The movie picks up six months after the last movie, with the US government trying to get a handle on the Iron Man issue.  Justin Hammer (Sam Rockwell), a competing arms manufacturer, is doing his part to try and bring Stark down (and develop something to compare with Iron Man), and Ivan Vanko (Mickey Rourke) is plotting his revenge, as Stark's father destroyed Vanko's father during the cold war.  Meanwhile, SHIELD is still trying to deal with Stark and the emerging Avenger Initiative as well; Samuel L. Jackson's Nick Fury has a bigger part, as well as Clark Gregg's Agent Coulson.

The big difference between this movie and the original is that while the first Iron Man was more of a character piece, with Robert Downey Jr.'s Tony Stark going through an introspective journey for the first two (or maybe three, depending on how to divide it) acts, Iron Man 2 is, by and large, a more conventional action movie, which is somewhat of a disappointment after three much more interesting superhero movies of the last two years (the original Iron Man, The Dark Knight, and Watchmen).  While there's definitely some good character moments for Robert Downey Jr. in the movie, there's not nearly as much development, and that makes the resolution at the end seem a bit empty to me.  While the dialogue is, for the most part, very good, I think the script is just missing the character scenes that made the first one so good -- Downey's strength is that kind of acting, and if you don't give him that, you're wasting him to some extent.  I think the improv style of the first one probably made it a lot stronger.

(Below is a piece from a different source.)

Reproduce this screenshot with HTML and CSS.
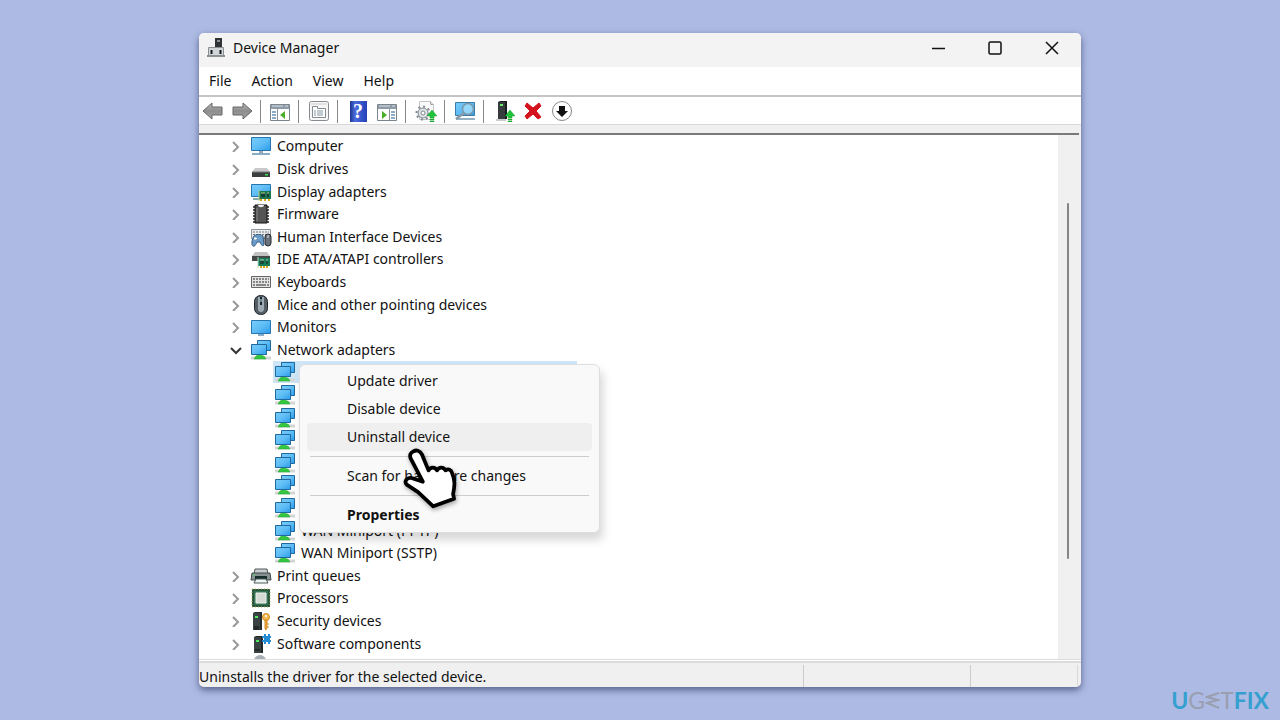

I certainly can't fault the acting; all of the principals are top notch, and even with as many characters are crammed into the movie, it did not feel like they'd been wedged in for no reason.  They have a natural presence in the movie, but they also don't get a lot of time to shine.  Aside from Downey, Sam Rockwell does an amazing job portraying Hammer; you can tell that Hammer desperately wants to be Tony Stark, but can't quite pull it off.  Rockwell gets just the right amount of empty swagger to his step.

Rourke also manages to pull of "bruiser Russian physicist," which I'm surprised as anyone actually works.  His opening scenes are very reminiscent of Stark in the cave in the first movie (which I'm sure was intentional) and his opening confrontation with Stark (and the monologue he gives) drips with menace.  Later, however, he managed to portray just the right kind of "focused gearhead" kind of personality coming through his gruff exterior.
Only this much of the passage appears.